Not just “a spring”, but many of them, all relatively local up in the northern wilderness. In terms of taste and quality, the water is tested and analyzed, the location of the spring and the water’s mineral content is on the label.
At any rate, I’m describing what works for me in my present situation. It would change the equation considerably, as well as probably the cost, if the water had to be shipped long distances. In that event I’d probably get a good built-in filtration system instead.
Which would weight over 42 pounds. I already have a hernia and I’m not getting any younger!
Let me add, as the OP of this thread, that it was intended as a cautionary note about how plastic containers can leach into the liquid they hold over long periods of time. It was not intended to be yet another interminable debate about bottled water vs tap water or the evils of plastic.
But in terms of recycling, I’ll say that I share the environmental concerns expressed here but as always, those concerns have to balanced against reasonable needs and preferences. The municipality here seems strongly committed to promoting and facilitating recycling, so I can only hope that their actual practice lives up to the ideals they’re promoting. I’ve read their do’s and don’ts related to what can be recycled and I carefully abide by the rules. I can’t do any more than that to ensure responsible recycling.
That the “use of plastic packaging [and other single use applications] is inevitable” should not be assumed; while there are certain things that plastics are particularly useful or nearly irreplaceable, such as melt-blown polypropylene filters and the multitude of single-use medical devices, there is a vast amount of wholly unnecessary plastic packaging and dunnage that ends up as landfill waste (at best) or detritus that liters the landscape and becomes a hazard to wildlife.

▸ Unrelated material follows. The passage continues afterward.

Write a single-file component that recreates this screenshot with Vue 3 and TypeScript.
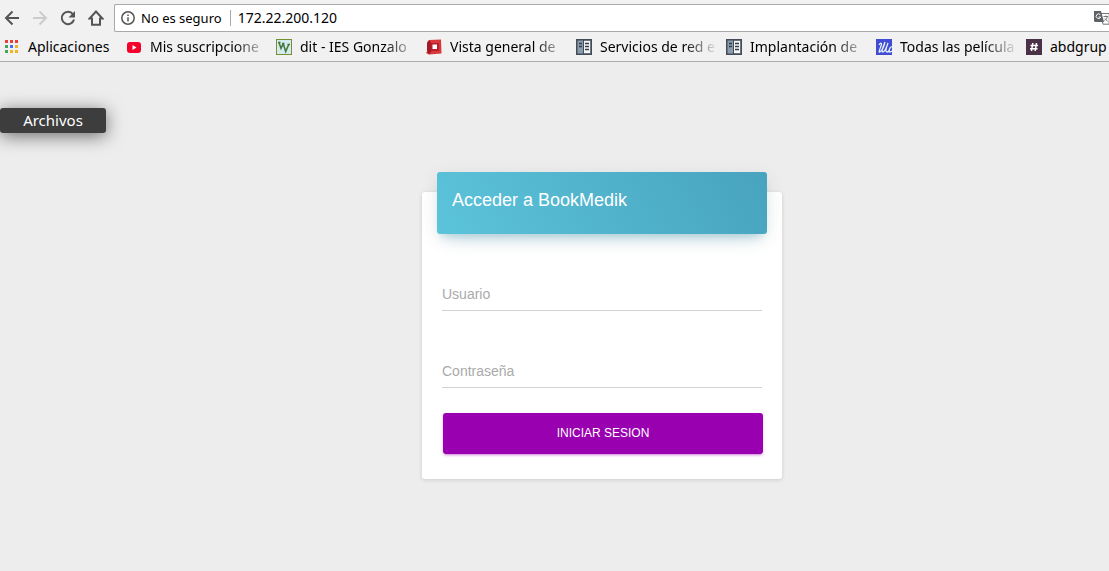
<script setup lang="ts">
import { ref } from 'vue'

interface Bookmark {
  icon: 'apps' | 'youtube' | 'vv' | 'box' | 'server' | 'wave' | 'hash'
  label: string
}

const bookmarks: Bookmark[] = [
  { icon: 'apps', label: 'Aplicaciones' },
  { icon: 'youtube', label: 'Mis suscripcione' },
  { icon: 'vv', label: 'dit - IES Gonzalo' },
  { icon: 'box', label: 'Vista general de' },
  { icon: 'server', label: 'Servicios de red e' },
  { icon: 'server', label: 'Implantación de' },
  { icon: 'wave', label: 'Todas las película' },
  { icon: 'hash', label: 'abdgrup' },
]

const appDots = ['#e8413c', '#e8413c', '#e8413c', '#3fa757', '#4a6cf0', '#efb41f', '#3fa757', '#efb41f', '#efb41f']

const address = ref('172.22.200.120')
const user = ref('')
const password = ref('')
</script>

<template>
  <div class="window">
    <header class="chrome">
      <div class="toolbar">
        <nav class="nav" aria-label="Navegación">
          <button type="button" aria-label="Atrás">
            <svg viewBox="0 0 16 16"><path d="M15 8H2.500M8.500 1.500L2 8l6.500 6.500" /></svg>
          </button>
          <button type="button" aria-label="Adelante" disabled>
            <svg viewBox="0 0 16 16"><path d="M1 8h12.500M7.500 1.500L14 8l-6.500 6.500" /></svg>
          </button>
          <button type="button" aria-label="Recargar">
            <svg viewBox="0 0 16 16"><path d="M13 4.300A6.200 6.200 0 1 0 14 9.500" /><path class="solid" d="M15 1v6.500H8.500z" /></svg>
          </button>
          <button type="button" aria-label="Inicio">
            <svg viewBox="0 0 16 16"><path d="M8 1.500L1.500 8.500H4V14.700h8V8.500h2.500z" /></svg>
          </button>
        </nav>
        <div class="address">
          <svg class="info" viewBox="0 0 14 14">
            <circle cx="7" cy="7" r="6.200" />
            <path d="M7 6.200v4.300M7 3.400v1.600" />
          </svg>
          <span class="secure">No es seguro</span>
          <input v-model="address" class="url" type="text" aria-label="Dirección" />
          <svg class="translate" viewBox="0 0 16 14">
            <path d="M6.500 2.500h8.700v10.700H9z" fill="#fff" stroke="#757575" />
            <path d="M0 0h7l3 11H1.500A1.500 1.500 0 0 1 0 9.500z" fill="#5f6368" />
            <path d="M6.300 3.700A2.300 2.300 0 1 0 6.700 6H4.700" fill="none" stroke="#fff" />
            <path d="M9.500 5.500h4.500M11.800 4.500v1M13.300 5.800c-.5 2-1.600 3-3 4M10.800 7.500l3 3" fill="none" stroke="#757575" />
          </svg>
        </div>
      </div>
      <nav class="bookmarks" aria-label="Marcadores">
        <a v-for="mark in bookmarks" :key="mark.label" class="bookmark" :class="mark.icon" href="#">
          <svg viewBox="0 0 16 16">
            <g v-if="mark.icon === 'apps'">
              <rect
                v-for="(dot, i) in appDots"
                :key="i"
                :x="(i % 3) * 5"
                :y="1 + Math.floor(i / 3) * 5"
                width="3"
                height="3"
                :fill="dot"
              />
            </g>
            <g v-else-if="mark.icon === 'youtube'">
              <rect x="1" y="3" width="14" height="11" rx="3" fill="#f5002d" />
              <path d="M6.500 6v5L10.500 8.500z" fill="#fff" />
            </g>
            <g v-else-if="mark.icon === 'vv'">
              <rect x=".5" y=".5" width="15" height="15" fill="#d3eaf0" stroke="#75902f" />
              <path d="M2 3.500h2.500M3 3.500l2 6L7 5M6 4.500h2.500M7.500 5.500l2.200 7L12.500 6M11.500 5.500h2.500" fill="none" stroke="#44763a" stroke-width="1.500" />
            </g>
            <g v-else-if="mark.icon === 'box'">
              <path d="M3 1l12-.5.5 14L3 15.500 0 14l2-3z" fill="#d8383c" />
              <path d="M3 1L1 3.500v8L3 15.500l3-4V5z" fill="#a31a25" />
              <path d="M5 4h8v8H5z" fill="#b61e2b" />
              <path d="M6.500 5.500h4.500v4.500H6.500z" fill="#fff" />
            </g>
            <g v-else-if="mark.icon === 'server'">
              <rect x=".75" y=".75" width="14.500" height="14.500" fill="#8a9cab" stroke="#454c58" stroke-width="1.500" />
              <rect x="8" y="2" width="6" height="12" fill="#f4f6f7" />
              <path d="M7.500 1v14" stroke="#454c58" />
              <path d="M3 4.500h3M3 7.500h3M9 4.500h4M9 7.500h4M9 10.500h4" stroke="#353d48" stroke-width="1.500" />
            </g>
            <g v-else-if="mark.icon === 'wave'">
              <rect width="16" height="16" fill="#414bd3" />
              <path d="M3 6c2-3 3-2 2 1s-3 7-1 6 4-6 5-10c-2 5-4 10-2 10s4-6 5-9c-2 5-3 9-1 9 1 0 2-1 2-2M16 8c-2-1-4 5-2 5l2-1" fill="none" stroke="#e1f1f4" stroke-width="1.300" />
            </g>
            <g v-else>
              <rect width="16" height="16" fill="#4b3148" />
              <path d="M6.800 4L5.500 12M10.500 4L9.200 12M4.500 6.500h7.500M4 9.700h7.500" stroke="#fff" stroke-width="1.500" />
            </g>
          </svg>
          <span class="label">{{ mark.label }}</span>
        </a>
      </nav>
    </header>

    <div class="tooltip" role="tooltip">Archivos</div>

    <main class="page">
      <section class="card">
        <h1 class="card-title">Acceder a BookMedik</h1>
        <form class="form" @submit.prevent>
          <input v-model="user" class="field" type="text" placeholder="Usuario" aria-label="Usuario" />
          <input v-model="password" class="field" type="password" placeholder="Contraseña" aria-label="Contraseña" />
          <button class="submit" type="submit">Iniciar sesion</button>
        </form>
      </section>
    </main>
  </div>
</template>

<style>
body {
  margin: 0;
  background: #ededed;
}
</style>

<style scoped>
.window {
  position: relative;
  min-height: 100vh;
  overflow: hidden;
  background: #ededed;
  font-family: "Liberation Sans", Arial, sans-serif;
}

.chrome {
  background: #f1f1f1;
  border-bottom: 1px solid #aeaeae;
  color: #000;
  font-family: "Noto Sans", "Open Sans", sans-serif;
  font-size: 14px;
}

.toolbar {
  display: flex;
  align-items: center;
  padding-top: 4px;
}

.nav {
  display: flex;
  gap: 12px;
  padding: 0 10px 0 4px;
}

.nav button {
  width: 16px;
  height: 16px;
  padding: 0;
  border: 0;
  background: none;
}

.nav svg {
  display: block;
  width: 16px;
  height: 16px;
  fill: none;
  stroke: #555;
  stroke-width: 2;
}

.nav button:disabled svg {
  stroke: #ccc;
}

.nav .solid {
  fill: #555;
  stroke: none;
}

.address {
  display: flex;
  flex: 1;
  align-items: center;
  height: 26px;
  padding-left: 6px;
  border: 1px solid #a9a9a9;
  border-right: 0;
  border-radius: 2px 0 0 2px;
  background: #fff;
}

.info {
  width: 14px;
  height: 14px;
  fill: none;
  stroke: #555;
  stroke-width: 1.5;
}

.secure {
  margin: 0 8px 0 6px;
  font-size: 13px;
  line-height: 16px;
  white-space: nowrap;
}

.url {
  flex: 1;
  min-width: 0;
  height: 16px;
  padding: 0 0 0 7px;
  border: 0;
  border-left: 1px solid #aaa;
  background: none;
  color: inherit;
  font: inherit;
  line-height: 16px;
  outline: 0;
}

.translate {
  width: 16px;
  height: 14px;
  margin-right: -1px;
}

.bookmarks {
  display: flex;
  height: 29px;
  padding-left: 5px;
  overflow: hidden;
}

.bookmark {
  display: flex;
  flex: none;
  gap: 8px;
  align-items: center;
  width: 150px;
  color: inherit;
  text-decoration: none;
}

.bookmark.apps {
  gap: 7px;
  width: 121px;
}

.bookmark svg {
  flex: none;
  width: 16px;
  height: 16px;
}

.label {
  white-space: nowrap;
  background: linear-gradient(to right, #000 84px, transparent 118px);
  background-size: 118px 100%;
  background-repeat: no-repeat;
  background-clip: text;
  color: transparent;
}

.apps .label,
.hash .label {
  background: none;
  color: #000;
}

.tooltip {
  position: absolute;
  top: 108px;
  left: 0;
  width: 106px;
  border-radius: 3px;
  background: #3d3d3d;
  box-shadow: 0 3px 18px rgba(0, 0, 0, 0.55);
  color: #fff;
  font-family: "Noto Sans", "Open Sans", sans-serif;
  font-size: 15px;
  line-height: 25px;
  text-align: center;
}

.page {
  display: flex;
  justify-content: center;
  padding: 130px 0 40px 95px;
}

.card {
  width: 360px;
  border-radius: 3px;
  background: #fff;
  box-shadow: 0 1px 4px rgba(0, 0, 0, 0.14);
}

.card-title {
  margin: -20px 15px 0;
  padding: 15px 15px 21px;
  border-radius: 3px;
  background: linear-gradient(60deg, #5bc4da, #48a3be);
  box-shadow: 0 12px 20px -10px rgba(72, 163, 190, 0.28), 0 4px 20px rgba(0, 0, 0, 0.08), 0 7px 8px -5px rgba(72, 163, 190, 0.3);
  color: #fff;
  font-size: 18px;
  font-weight: 400;
  line-height: 26px;
}

.form {
  display: flex;
  flex-direction: column;
  padding: 41px 20px 25px;
}

.field {
  height: 36px;
  margin-bottom: 41px;
  padding: 2px 0 0;
  border: 0;
  border-bottom: 1px solid #d2d2d2;
  border-radius: 0;
  background: none;
  box-sizing: border-box;
  font: 14px "Liberation Sans", Arial, sans-serif;
  outline: 0;
}

.field::placeholder {
  color: #aaa;
  opacity: 1;
}

.field + .field {
  margin-bottom: 25px;
}

.submit {
  height: 41px;
  margin: 0 -1px 0 1px;
  padding: 0 0 2px;
  border: 0;
  border-radius: 3px;
  background: #9900b0;
  box-shadow: 0 2px 2px rgba(153, 0, 176, 0.14), 0 3px 1px -2px rgba(153, 0, 176, 0.2), 0 1px 5px rgba(153, 0, 176, 0.12);
  color: #fff;
  font: 12px "Liberation Sans", Arial, sans-serif;
  text-transform: uppercase;
}
</style>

And just to make this completely clear, there is no “more effective recycling” of most plastics, something that is well understood by polymer science engineers and is not amenable to hypothetical advances in recycling technology. Even PET and HDPE plastics (the “Resin Identification Code” 1 and 2 plastics that recyclers will accept) can at most be “recycled” once or twice into inferior quality plastic before being discarded, and this is even assuming that it makes it to a recycling plant and isn’t rejected for being too contaminated to process. All of the other RIC polymers (LDPE, PVC, polypropylene, polystyrene, and all of the textiles, surface coatings, et cetera) are not cost effective and often not even possible to recover for recycling.
The PET water bottles that you may dutifully place in a recycling bin are almost certainly going into a landfill, or shredded (producing microplastic fragments that will inevitably make it out into the environment), or will be burned to produce a paltry amount of energy for the amount of carbon dioxide produced. For some plastics such as PVC, the byproducts of combustion are so toxic that the only real option for disposal is to landfill them, again hopefully in a reservoir with an impermeable bottom.

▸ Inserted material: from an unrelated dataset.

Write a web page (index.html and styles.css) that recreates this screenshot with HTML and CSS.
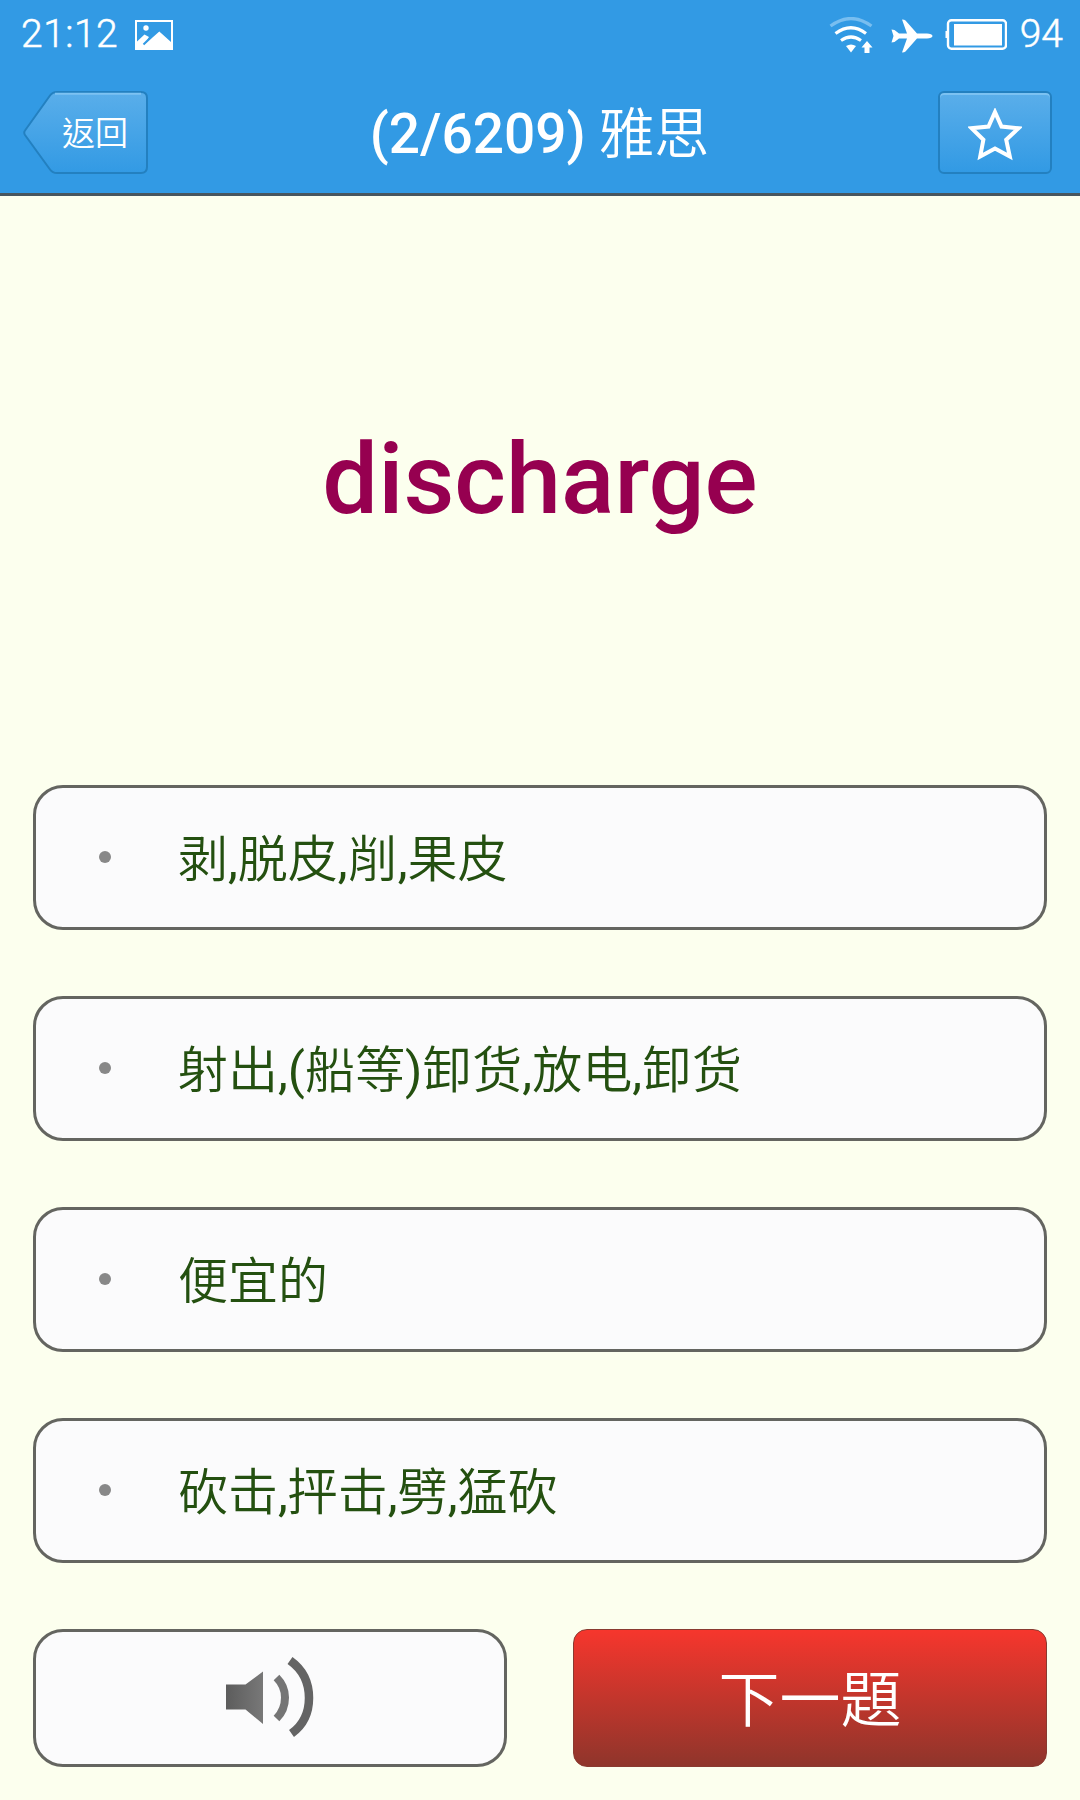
FILE: index.html
```
<!DOCTYPE html>
<html lang="zh-Hant">
<head>
    <meta charset="utf-8">
    <title>雅思</title>
    <link rel="stylesheet" href="styles.css">
</head>
<body>
<header>
    <div class="status-bar">
        <span class="clock">21:12</span>
        <svg class="icon-picture" width="38" height="30" viewBox="0 0 38 30">
            <rect x="1" y="1" width="36" height="28" fill="none" stroke="#fff" stroke-width="2"/>
            <circle cx="11" cy="8" r="2.7" fill="#fff"/>
            <path d="M2 21.5L9.5 14.5L14 17L9 26H2Z" fill="#fff"/>
            <path d="M8.5 25.5L24.3 11.5L36 22V29H2V24Z" fill="#fff"/>
            <path d="M8.5 24.5L16 17" stroke="#329ae4" stroke-width="2"/>
        </svg>
        <div class="status-right">
            <svg class="icon-wifi" width="44" height="37" viewBox="0 0 44 37">
                <path d="M1.5 9Q22 -6 42.5 9" fill="none" stroke="#78bef0" stroke-width="3.2"/>
                <path d="M6.5 16.5Q22 5 37 16.5M12 23.5Q22 16.5 32 23.5" fill="none" stroke="#fff" stroke-width="3.2"/>
                <path d="M17 29Q22 26 27 29L22 35.5Z" fill="#fff"/>
                <path d="M38 24L43.5 30.5H40.5V36H35.5V30.5H32.5Z" fill="#fff"/>
            </svg>
            <svg class="icon-plane" width="42" height="34" viewBox="0 0 42 34">
                <path d="M41.5 17C41.5 15.5 39 14.5 36 14.5H26L14.5 1.5Q13.5 .5 11 .5L16 14.5H8L3.5 11L.5 10.5L2.5 17L.5 23.5L3.5 23L8 19.5H16L11 33.5Q13.5 33.5 14.5 32.5L26 19.5H36C39 19.5 41.5 18.5 41.5 17Z" fill="#fff"/>
            </svg>
            <svg class="icon-battery" width="62" height="31" viewBox="0 0 62 31">
                <rect x="3" y="1.2" width="58" height="28.6" rx="3.5" fill="none" stroke="#fff" stroke-width="2.4"/>
                <rect x="9" y="5" width="48" height="21.5" fill="#fff"/>
                <path d="M3 12H.5V19H3Z" fill="#fff"/>
            </svg>
            <span class="level">94</span>
        </div>
    </div>
    <div class="nav-bar">
        <a class="back" href="#">
            <svg class="back-shape" width="126" height="84" viewBox="0 0 126 84">
                <defs>
                    <linearGradient id="glossy" x1="0" y1="0" x2="0" y2="1">
                        <stop offset="0" stop-color="#5aaeea"/>
                        <stop offset="1" stop-color="#329ae4"/>
                    </linearGradient>
                </defs>
                <path d="M2 39.5L27 4.5Q29.5 1 34 1H118Q124 1 124 7V76Q124 82 118 82H34Q29.5 82 27 78.5L2 44Q.5 41.5 2 39.5Z" fill="url(#glossy)" stroke="#2380c0" stroke-width="2"/>
                <path d="M32 2.8H118" stroke="#7cc2f2" stroke-width="2"/>
            </svg>
            <span class="back-text">返回</span>
        </a>
        <h1>(2/6209) <span>雅思</span></h1>
        <a class="star" href="#">
            <svg width="54" height="53" viewBox="0 0 54 53">
                <path d="M27 4L33.5 18.6L50.5 20.2L38.2 31.7L41.8 48.5L27 40.6L12.2 48.5L15.4 31.7L3.5 20.2L20.5 18.6Z" fill="none" stroke="#fff" stroke-width="4"/>
            </svg>
        </a>
    </div>
</header>

<main>
    <div class="word">discharge</div>
    <ul class="options">
        <li><span class="dot"></span><span class="meaning">剥,脱皮,削,果皮</span></li>
        <li><span class="dot"></span><span class="meaning">射出,(船等)卸货,放电,卸货</span></li>
        <li><span class="dot"></span><span class="meaning">便宜的</span></li>
        <li><span class="dot"></span><span class="meaning">砍击,抨击,劈,猛砍</span></li>
    </ul>
    <div class="actions">
        <button class="sound">
            <svg width="88" height="80" viewBox="0 0 88 80">
                <defs>
                    <linearGradient id="speaker" x1="0" y1="0" x2="1" y2="0">
                        <stop offset="0" stop-color="#5c5c5c"/>
                        <stop offset="1" stop-color="#787878"/>
                    </linearGradient>
                </defs>
                <path d="M0 27.5H19.5L37 14.5V67L19.5 52.5H0Z" fill="url(#speaker)"/>
                <path d="M50.5 20.5Q59 29 59 40.5Q59 53 50.5 61.5" fill="none" stroke="#757575" stroke-width="8"/>
                <path d="M64 3.5Q83 17 83 41Q83 64 65.5 76.5" fill="none" stroke="#646464" stroke-width="8.5"/>
            </svg>
        </button>
        <button class="next">下一題</button>
    </div>
</main>
</body>
</html>
```
FILE: styles.css
```
* {
    box-sizing: border-box;
}
body {
    margin: 0;
    height: 1800px;
    background-color: #fcffee;
    font-family: Roboto, "Noto Sans CJK TC DemiLight", "Noto Sans CJK TC", sans-serif;
    overflow: hidden;
}
header {
    height: 196px;
    background-color: #329ae4;
    border-bottom: 3px solid #48565e;
    color: #fff;
}
.status-bar {
    display: flex;
    height: 69px;
    padding: 0 17px 0 21px;
    font-size: 39px;
    font-weight: 300;
    line-height: 68px;
    -webkit-text-stroke: 0.5px #fff;
}
.clock {
    width: 114px;
    letter-spacing: 0.5px;
}
.icon-picture {
    margin-top: 20px;
}
.status-right {
    display: flex;
    margin-left: auto;
}
.icon-wifi {
    margin: 17px 18px 0 0;
}
.icon-plane {
    margin: 19px 12px 0 0;
}
.icon-battery {
    margin: 19px 13px 0 0;
}
.nav-bar {
    display: flex;
    justify-content: space-between;
    padding: 22px 28px 0 23px;
}
.back {
    display: grid;
    width: 126px;
    height: 84px;
    color: #fff;
    text-decoration: none;
}
.back-shape,
.back-text {
    grid-area: 1 / 1;
}
.back-text {
    padding-left: 39px;
    font-size: 33px;
    line-height: 85px;
}
h1 {
    margin: 0 8px 0 0;
    font-size: 55px;
    font-weight: 500;
    line-height: 87px;
    white-space: nowrap;
}
h1 span {
    font-weight: 400;
}
.star {
    display: flex;
    justify-content: center;
    align-items: center;
    width: 114px;
    height: 83px;
    padding-top: 3px;
    border: 2px solid #2380c0;
    border-radius: 6px;
    background: linear-gradient(#5aaeea, #329ae4);
    box-shadow: inset 0 2px 0 #7cc2f2;
}
main {
    padding: 0 33px;
}
.word {
    height: 589px;
    color: #960050;
    font-size: 99px;
    font-weight: 500;
    line-height: 566px;
    text-align: center;
}
.options {
    display: flex;
    flex-direction: column;
    gap: 66px;
    margin: 0 0 66px;
    padding: 0;
    list-style: none;
}
.options li {
    display: flex;
    align-items: center;
    height: 145px;
    padding-left: 63px;
    border: 3px solid #646560;
    border-radius: 30px;
    background-color: #fbfbfc;
    color: #245010;
    font-family: Roboto, "Noto Sans CJK SC DemiLight", "Noto Sans CJK SC", sans-serif;
    font-size: 50px;
}
.dot {
    width: 12px;
    height: 12px;
    margin: 0 67px 1px 0;
    border-radius: 50%;
    background-color: #888;
}
.meaning {
    padding-bottom: 5px;
}
.actions {
    display: grid;
    grid-template-columns: 1fr 1fr;
    gap: 66px;
}
.actions button {
    height: 138px;
    padding: 0;
    font-family: inherit;
}
.sound {
    display: flex;
    justify-content: center;
    align-items: center;
    border: 3px solid #646560;
    border-radius: 30px;
    background-color: #fbfbfc;
}
.sound svg {
    margin-bottom: 2px;
}
.actions .next {
    padding-bottom: 5px;
    border: 1px solid #893a30;
    border-radius: 14px;
    background: linear-gradient(#f6362d, #8f352b);
    color: #fff;
    font-size: 61px;
}
```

Under what kind of conditions were they stored? Does your attic get very hot, or cold?
Me, I “recycle” any plastic jugs by taking them to a local shop that sells birdseed and other similar supplies. I even have a neighbor who has two toddlers, and they drop off their juice and milk jugs at my place when they found out what I was doing.
So go to your average gravel pit. Look for a medium colored, brownish gray rock that’s fractured, splintery and powdery. Pick that up. Put it in your mouth and suck on that for about 30 minutes. That’s Santa Barbara water.
When I was a child in San Diego, our tap water was so bad that we had bottled water—delivered, in large glass bottles which we kept in the fridge. That was wonderful. They switched to plastic bottles sometime in the 1980s and that was less good.
Is there any reason why water could not be sold in resuable, recyclable glass? I imagine the preference for plastic is more about weight and breakage and cost of collecting empties than taste or cost of production.